Banda Aceh (ANTARA) - Asosiasi Perusahaan Perjalanan Wisata Indonesia (ASITA) Aceh menyebut, industri pariwisata halal telah berjalan lama di provinsi syariat Islam sebelum istilah itu diperkenalkan dalam "World Halal Tourism Summit" di Abu Dhabi, Uni Emirat Arab tahun 2015.
"Selama ini pemerintah di Aceh baik provinsi maupun kabupaten/kota, sudah melakukan. Mungkin porsinya (wisata halal) yang perlu ditambah, dan harus dilakukan secara terus menerus. Tak bisa berhenti," jelas Sekretaris ASITA Aceh, Totok Julianto di Banda Aceh, Rabu.
Baca juga: Asita prediksi jumlah wisatawan mancanegara ke Sumut 2020 bakal naik
Ia menerangkan, pihaknya dalam beberapa tahun terakhir juga telah mengikuti aturan yang ditetapkan oleh instansi terkait dengan pasarnya wisatawan domestik maupun asing yang memfasilitasi segala kebutuhan bagi umat muslim tersebut.
Mulai menawarkan paket perjalanan mengacu pada aturan hidup, mengadakan perjalanan, menentukan tujuan wisata, akomodasi hingga makanan pada daerah destinasi wisata di provinsi paling Barat Indonesia ini.
Seperti diketahui, istilah wisata halal mulai diperkenalkan ketika berlangsungnya even "World Halal Tourism Summit" di Abu Dhabi tahun 2015, karena menyadari pangsa pasar dari negara-negara muslim yang begitu besar, seperti Arab Saudi, Turki, Uni Emirat Arab, Malaysia, dan Indonesia.

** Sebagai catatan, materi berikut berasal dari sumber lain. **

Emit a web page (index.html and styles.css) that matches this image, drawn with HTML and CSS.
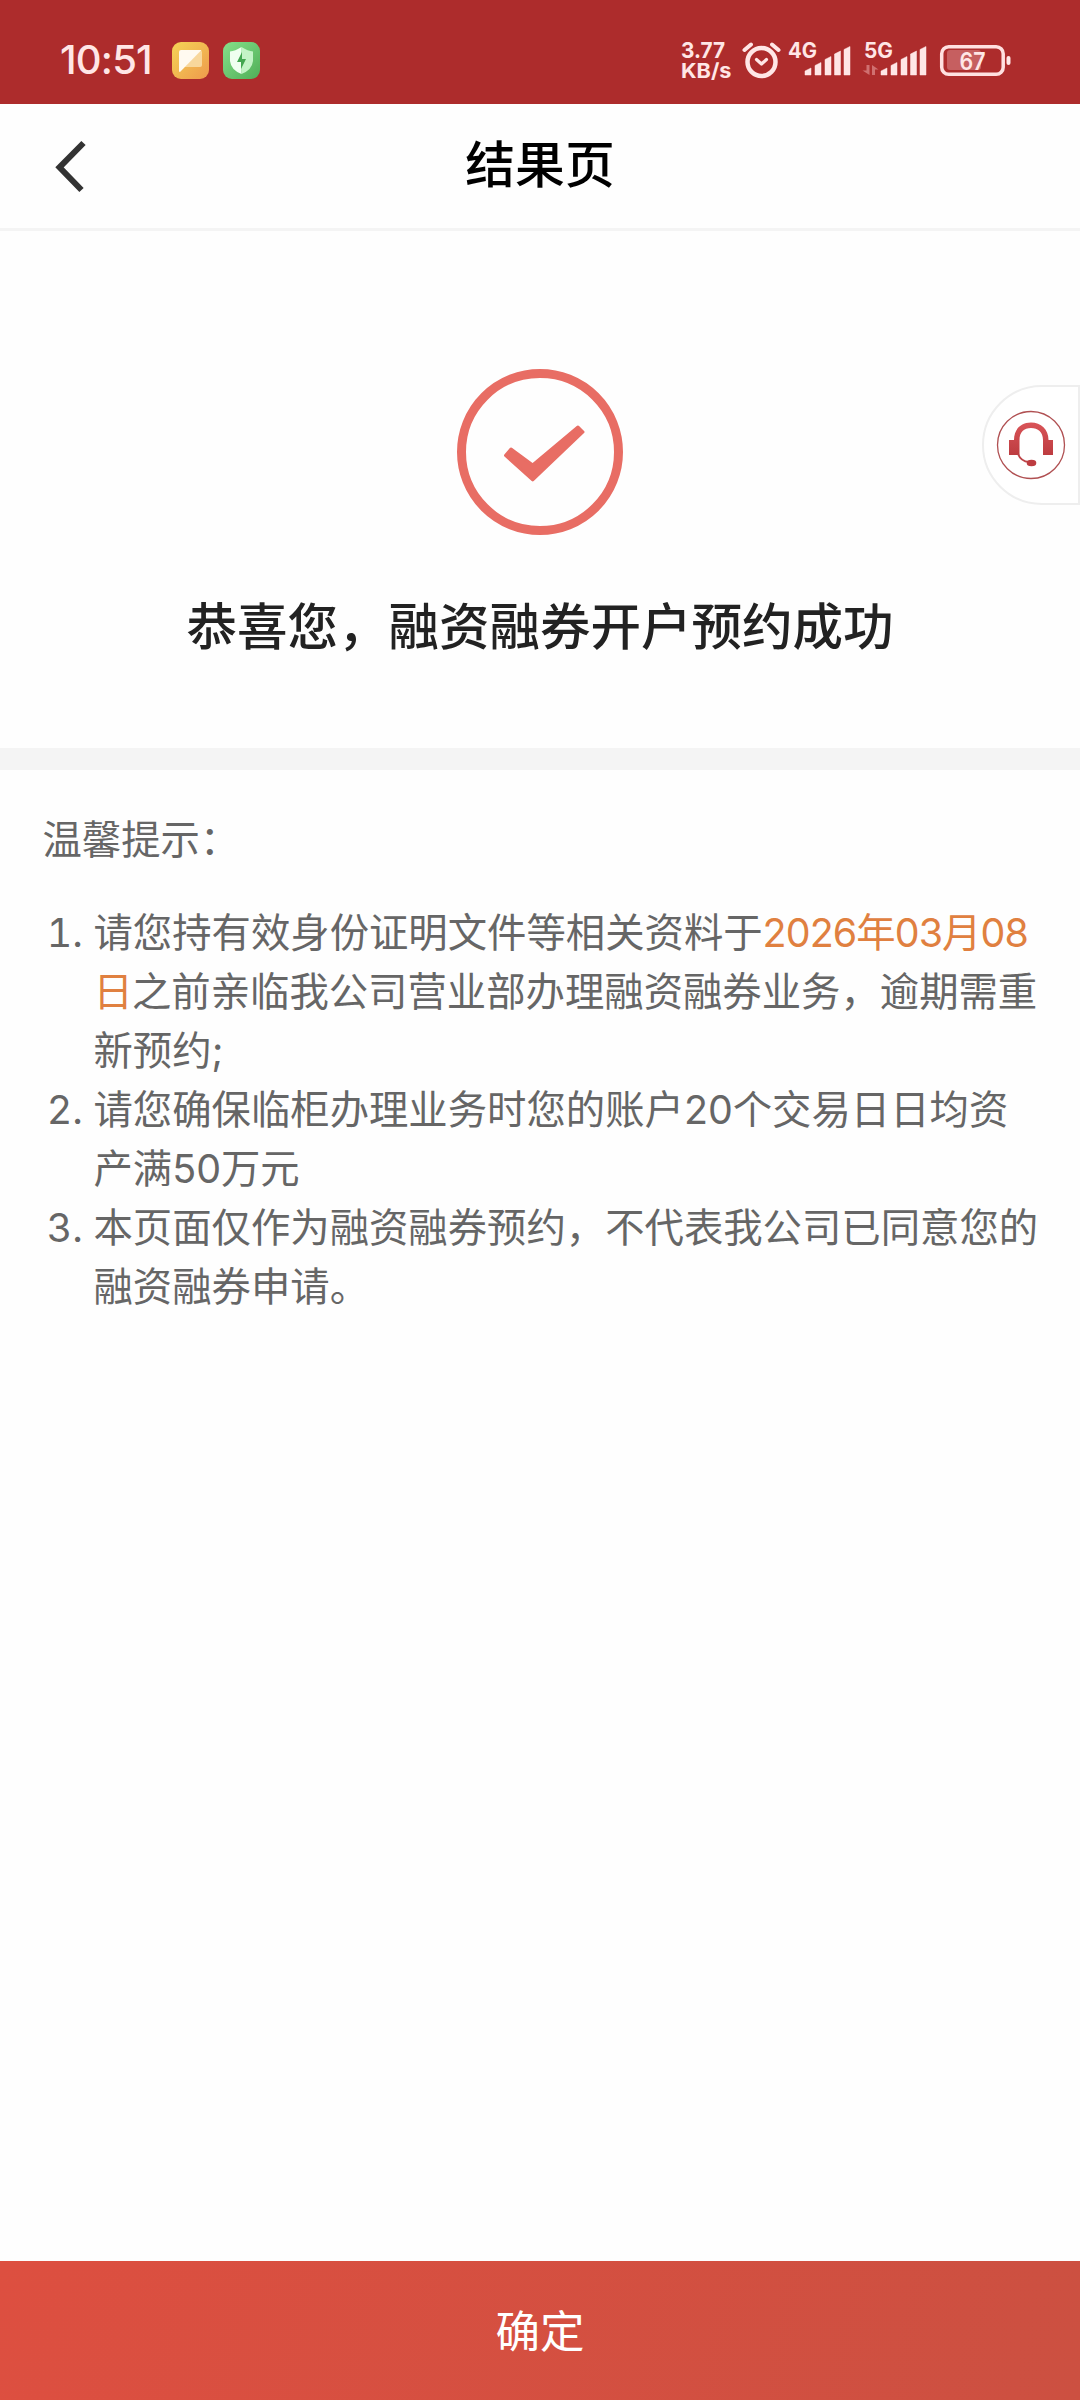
FILE: index.html
```html
<!DOCTYPE html>
<html lang="zh-CN">
<head>
    <meta charset="UTF-8">
    <title>结果页</title>
    <link rel="stylesheet" href="styles.css">
</head>
<body>
<div class="status-bar">
    <span class="time">10:51</span>
    <svg class="app-icon" width="37" height="37" viewBox="0 0 37 37">
        <defs>
            <linearGradient id="noteBg" x1="0" y1="0" x2="1" y2="1">
                <stop offset="0" stop-color="#f5d456"/>
                <stop offset="1" stop-color="#ee9a4c"/>
            </linearGradient>
        </defs>
        <rect width="37" height="37" rx="9" fill="url(#noteBg)"/>
        <path d="M28.500 8 L30 9.500 V23 Q30 25 28 25 H12.500 Z" fill="#f8d79c"/>
        <path d="M9 8 H29.500 L8 30 Q7 30 7 29 V10 Q7 8 9 8 Z" fill="#fffaf0"/>
    </svg>
    <svg class="app-icon" width="37" height="37" viewBox="0 0 37 37">
        <defs>
            <linearGradient id="guardBg" x1="0" y1="0" x2="1" y2="1">
                <stop offset="0" stop-color="#86e08a"/>
                <stop offset="1" stop-color="#4fae57"/>
            </linearGradient>
        </defs>
        <rect width="37" height="37" rx="9" fill="url(#guardBg)"/>
        <path d="M18.500 5 Q12 9 7 9.500 V19 Q8 28 18.500 32 Z" fill="#effff0"/>
        <path d="M18.500 5 Q25 9 30 9.500 V19 Q29 28 18.500 32 Z" fill="#c3f3c6"/>
        <path d="M19 10 L14 20 H18 L18 27 L23 17 H19 Z" fill="#43a650"/>
    </svg>

    <div class="status-right">
        <svg width="54" height="56" viewBox="680 30 54 56" class="status-text">
            <text x="681" y="57" font-size="22" textLength="44" lengthAdjust="spacingAndGlyphs">3.77</text>
            <text x="681" y="77" font-size="20.500" textLength="50.500" lengthAdjust="spacingAndGlyphs">KB/s</text>
        </svg>
        <svg width="52" height="44" viewBox="734 36 52 44" fill="none" stroke="#ffe6e6" stroke-linecap="round">
            <circle cx="761.500" cy="61" r="14" stroke-width="4.500"/>
            <path d="M744.500 49 L751 43.500 M778.500 49 L772 43.500" stroke-width="4"/>
            <path d="M756.500 58.500 L761.500 63 L766.500 58.500" stroke-width="3.200" stroke-linejoin="round"/>
        </svg>
        <svg width="70" height="44" viewBox="786 36 70 44" class="status-text">
            <text x="788" y="57" font-size="21" textLength="29" lengthAdjust="spacingAndGlyphs">4G</text>
            <path d="M805 74 V70 L811 67 V74 Z M815 74 V64.500 L821 61.500 V74 Z M825 74 V58.500 L831 55.500 V74 Z M834.500 74 V53 L840.500 50 V74 Z M844 74 V48.500 L850 45.500 V74 Z" stroke="#ffe6e6" stroke-linejoin="round" stroke-width="0.500"/>
        </svg>
        <svg width="76" height="44" viewBox="856 36 76 44" class="status-text">
            <text x="864" y="57" font-size="21" textLength="29" lengthAdjust="spacingAndGlyphs">5G</text>
            <path d="M866.500 64 H869.500 V74 L862.500 69.500 H866.500 Z M875 74 H872 V64 L878.500 68.500 H875 Z" fill="#d07070"/>
            <path d="M881 74 V70 L887 67 V74 Z M891 74 V64.500 L897 61.500 V74 Z M901 74 V58.500 L907 55.500 V74 Z M910.500 74 V53 L916.500 50 V74 Z M920 74 V48.500 L926 45.500 V74 Z" stroke="#ffe6e6" stroke-linejoin="round" stroke-width="0.500"/>
        </svg>
        <svg width="80" height="44" viewBox="932 36 80 44" class="status-text">
            <rect x="941.700" y="45.700" width="61.500" height="27.500" rx="7" fill="none" stroke="#ffe0e0" stroke-width="3.500"/>
            <rect x="947" y="49" width="34" height="20" rx="3" fill="#c65f60"/>
            <rect x="1006.500" y="55" width="4" height="9" rx="2"/>
            <text x="959.500" y="69" font-size="24.500" font-weight="600" textLength="26" lengthAdjust="spacingAndGlyphs">67</text>
        </svg>
    </div>
</div>

<div class="nav-bar">
    <svg class="back" width="40" height="60" viewBox="50 136 40 60">
        <path d="M84 143 L60 167.300 L82 190" transform="translate(-0.500 0)" fill="none" stroke="#333" stroke-width="6"/>
    </svg>
    <h1>结果页</h1>
</div>

<div class="result">
    <svg class="result-icon" width="166" height="166" viewBox="457 369 166 166">
        <circle cx="540" cy="452" r="78.500" fill="none" stroke="#e86d64" stroke-width="9"/>
        <path d="M511 449 L532.700 465 L578 427 L583 432 L532.700 480 L505.500 455.500 Z" fill="#e86d64" stroke="#e86d64" stroke-width="3" stroke-linejoin="round"/>
    </svg>
    <p class="result-text">恭喜您，融资融券开户预约成功</p>
</div>

<div class="tips">
    <p class="tips-title">温馨提示：</p>
    <ol>
        <li>请您持有效身份证明文件等相关资料于<span class="date">2026年03月08日</span>之前亲临我公司营业部办理融资融券业务，逾期需重新预约;</li>
        <li>请您确保临柜办理业务时您的账户20个交易日日均资产满50万元</li>
        <li>本页面仅作为融资融券预约，不代表我公司已同意您的融资融券申请。</li>
    </ol>
</div>

<button type="button" class="confirm">确定</button>

<!-- 在线客服 -->
<a class="service" href="#">
    <svg width="70" height="70" viewBox="996 410 70 70">
        <defs>
            <linearGradient id="headset" x1="0" y1="0" x2="0" y2="1">
                <stop offset="0" stop-color="#d95458"/>
                <stop offset="1" stop-color="#bd3c40"/>
            </linearGradient>
        </defs>
        <circle cx="1031" cy="445" r="33.500" fill="none" stroke="#b05052" stroke-width="1.300"/>
        <path d="M1009 440 H1014 C1014 429 1021 422.500 1031 422.500 C1041 422.500 1048.500 429 1048.500 440 H1053 V455 H1043 V440 C1043 432 1038 428 1031 428 C1024 428 1019.500 432 1019.500 440 V455 H1009 Z" fill="url(#headset)"/>
        <path d="M1018 454 Q1021 461.500 1029 462" fill="none" stroke="#bd4448" stroke-width="2"/>
        <ellipse cx="1031.500" cy="463" rx="4.800" ry="3.200" fill="#bd3c40"/>
    </svg>
</a>
</body>
</html>
```

FILE: styles.css
```css
* {
    box-sizing: border-box;
}

body, html {
    height: 100%;
    margin: 0;
}

body {
    position: relative;
    display: flex;
    flex-direction: column;
    min-height: 2400px;
    background-color: #fefefe;
    font-family: Inter, 'Noto Sans CJK SC', sans-serif;
}

svg {
    display: block;
    flex-shrink: 0;
}

.status-bar {
    display: flex;
    align-items: center;
    height: 104px;
    padding: 16px 68px 0 60px;
    background-color: #ad2c2c;
    color: #ffe6e6;
}

.time {
    width: 112px;
    font-size: 40px;
    font-weight: 500;
    line-height: 44px;
    letter-spacing: -0.8px;
}

.app-icon {
    margin-right: 14px;
}

.status-right {
    display: flex;
    align-items: center;
    margin-top: -2px;
    margin-left: auto;
}

.status-text {
    fill: #ffe6e6;
    font-weight: 700;
}

.nav-bar {
    display: flex;
    align-items: center;
    height: 127px;
    padding: 0 50px;
    border-bottom: 3px solid #f4f4f4;
}

.nav-bar h1 {
    flex: 1;
    margin: 0 40px 2px 0;
    color: #000;
    font-size: 49.8px;
    font-weight: 500;
    line-height: 60px;
    text-align: center;
}

.result {
    display: flex;
    flex-direction: column;
    align-items: center;
    height: 539px;
    padding-top: 138px;
    border-bottom: 22px solid #f4f4f4;
}

.result-text {
    margin: 57px 0 0;
    color: #222;
    font-size: 50.5px;
    font-weight: 500;
    line-height: 70px;
}

.tips {
    flex: 1;
    padding: 40px 40px 0 42.5px;
    color: #666;
    font-size: 39.36px;
    line-height: 59px;
}

.tips-title {
    margin: 0 0 34px;
}

.tips ol {
    margin: 0;
    padding-left: 51px;
}

.date {
    color: #e08040;
    letter-spacing: -0.9px;
}

.confirm {
    height: 139px;
    padding: 0 0 5px;
    border: none;
    background: linear-gradient(100deg, #dd4f40, #cc5041);
    color: #fff;
    font-family: inherit;
    font-size: 44.5px;
}

/* 悬浮在页面右侧的客服入口 */
.service {
    position: absolute;
    top: 385px;
    right: 0;
    display: flex;
    align-items: center;
    width: 98px;
    height: 120px;
    padding-left: 12px;
    border: 2px solid #eee;
    border-radius: 60px 0 0 60px;
    background-color: #fff;
}
```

Wisatawan muslim memerlukan kebutuhan meliputi kemudahan beribadah, mendapatkan makanan halal, nilai tambah ketika melakukan perjalanan, terjaga dari kemaksiatan, dan kemungkaran.
"Di Aceh cuma perlu ditambahkan, seperti bentuk-bentuk wisata halal, dan jenis-jenis wisata halal. Itu, bisa dikreasikan 'stakeholder' pariwisata. Contoh, halal logonya bukan seperti milik LPPOM MUI (Lembaga Pengkajian Pangan, Obat-obatan, dan Kosmetika Majelis Ulama Indonesia). Hari ini sertifikasi halal LPPOM MUI (mengeluarkan), bukan dari instansi lain," jelasnya.
Ia menyarankan, agar pemerintah daerah baik provinsi maupun kabupaten/kota di Aceh segera memperoleh sertifikasi halal terutama bagi pelaku-pelaku pariwisata di destinasi wisata setempat.
"Agar wisatawan lebih yakin lagi, bahwa di Aceh pariwisatanya memang sudah halal ditandai dengan sertifikasi, dan didukung oleh pemerintah daerah," ungkap dia.
"Ini merupakan alternatif bagi wisatawan yang mencari wisata halal dengan jaminan penuh. Saya kira ini market-nya (pasar) bagus, dan perlu komitmen dari pemerintah baik provinsi dan kabupaten/kota di Aceh," tambah Totok.
Wakil Wali Kota Banda Aceh, Zainal Arifin meminta kalangan pelaku usaha pariwisata tidak ragu menjual wisata halal di provinsi tersebut.
"Jangan pernah ragu mempromosikan dan menjual wisata halal. Wisata halal juga disukai wisatawan nonmuslim," kata Zainal.